Over the last 12 months I’ve been working with a European Retailer around Digital Transformation. They’ve been doing great things – about refining their range, revamping the web-site, and building new apps to inspire and support customer choice. However brilliant ‘Digital’ is in retail, the moment of truth is getting the product in your hand – digital fulfilment.
The brand promise falls down when the delivery promise fails
In the space of one week I’ve had first hand experience of how the delivery promise affects the brand promise…
- Recently I sent my expensive laptop away to be fixed. I got a message that it was going to be delivered to my home, on a day I was with customers. So I tried to change it online, but the tracking code from the Laptop company hadn’t passed to the courier (yet). Then whilst I was at work, I got a message saying that my laptop had been delivered to ‘Beatrice’– except I don’t know any Beatrices near me!!! The courier had given a £1000 laptop to a stranger down the road, and I spent the day worrying about what had happened to it. Can you imagine a shop being so blasé giving a product to a stranger outside a shop, and asking if they’d kindly pass it down the line?
- In the same week was another product that was delivered to a different neighbour. This time when I called at their house, the person opening the door had no idea or recollection of the delivery. It might have been another person, or they could have just kept it. Thankfully the retailer replaced the product – but instead of being a next day delivery, it arrived another 48 hours later. I might as well have gone to the shops on the way home from work.
- Lastly, I had ordered a couple of notebooks and printer paper from another supplier. The courier left me a card saying they had delivered it by my side gate – except I don’t have a side gate. I looked down the alley and then found the package crumpled in a puddle in my garden.

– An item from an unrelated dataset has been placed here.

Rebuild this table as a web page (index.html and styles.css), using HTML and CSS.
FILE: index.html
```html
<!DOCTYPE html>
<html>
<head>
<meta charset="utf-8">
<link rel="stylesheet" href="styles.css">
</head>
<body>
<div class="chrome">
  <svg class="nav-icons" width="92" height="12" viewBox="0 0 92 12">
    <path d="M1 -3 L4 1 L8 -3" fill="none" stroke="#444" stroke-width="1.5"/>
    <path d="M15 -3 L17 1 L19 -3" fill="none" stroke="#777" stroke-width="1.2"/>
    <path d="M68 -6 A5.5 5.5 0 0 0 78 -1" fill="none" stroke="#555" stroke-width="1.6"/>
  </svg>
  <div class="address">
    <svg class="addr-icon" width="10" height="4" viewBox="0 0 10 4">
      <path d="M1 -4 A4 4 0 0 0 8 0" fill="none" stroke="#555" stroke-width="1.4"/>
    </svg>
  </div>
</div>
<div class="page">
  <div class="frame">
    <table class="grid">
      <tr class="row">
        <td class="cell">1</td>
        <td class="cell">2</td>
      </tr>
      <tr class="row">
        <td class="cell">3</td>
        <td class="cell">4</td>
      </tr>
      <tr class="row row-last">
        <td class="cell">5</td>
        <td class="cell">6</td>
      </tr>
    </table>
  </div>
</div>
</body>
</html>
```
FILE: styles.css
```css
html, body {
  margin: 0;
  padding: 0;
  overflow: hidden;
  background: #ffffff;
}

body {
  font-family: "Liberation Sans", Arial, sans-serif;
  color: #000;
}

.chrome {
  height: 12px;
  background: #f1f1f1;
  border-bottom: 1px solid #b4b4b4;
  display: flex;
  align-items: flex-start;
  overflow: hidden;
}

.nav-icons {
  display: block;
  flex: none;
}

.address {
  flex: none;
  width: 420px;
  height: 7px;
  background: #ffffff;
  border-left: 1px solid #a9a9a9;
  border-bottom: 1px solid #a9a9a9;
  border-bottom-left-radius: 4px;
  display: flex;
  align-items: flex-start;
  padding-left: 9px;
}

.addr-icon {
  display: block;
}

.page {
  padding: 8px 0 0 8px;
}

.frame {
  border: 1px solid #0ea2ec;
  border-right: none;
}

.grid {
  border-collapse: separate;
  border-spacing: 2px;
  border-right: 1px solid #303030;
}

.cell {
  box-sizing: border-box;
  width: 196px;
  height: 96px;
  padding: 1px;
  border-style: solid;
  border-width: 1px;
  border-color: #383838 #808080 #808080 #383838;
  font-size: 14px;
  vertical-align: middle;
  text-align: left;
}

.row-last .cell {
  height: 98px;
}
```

Thankfully all the paper was wrapped in plastic, but I was expecting a mushy pile of paper – and another request for replacement. (and all profit from the online deal wiped out for the supplier)
So what does this say about digital transformation?
- 80% of UK customers are likely to switch to an alternative retailer after a bad delivery experience (JDA & Centrio Customer Pulse Report Europe 2106)
- Recommendation: Carrier selection is not JUST a cost choice, but is part of the carrier experience
- (for me, I will return to retailers that use DPD, and refrain from retailers that use Hermes)
- Delivery speed is the 4th most important factor in delivery (UPS Pulse of the Online Shopper, March 2015)
- Recommendation: Focus on nominated day & consolidated deliveries to reduce no-shows. At the other extreme, look at the use of Uber/Deliveroo for delivery within minutes.
- 54% of customers think that delivery problems are for the retailer to fix and not the courier (JDA & Centrio Customer Pulse Report Europe 2016)
- Recommendation: Design the customer journey right up to receiving the product (and returning the product), and not just for the digital/online element.
Questions to ask your digital team
- How is responsible for digital fulfilment/delivery in the product team?
- Have we included delivery in the overall customer journey?
- What elements of the online experience give customers visibility of their package delivery, and allow them to be ready to receive the item?
- What is the customer experience ‘package’ that each of our couriers offering, and what’s the balance between delivery cost and repeat business?
- What are all the combinations of delivery grouping / timing / cost that we use? Can we simplify that to the needs of our customers?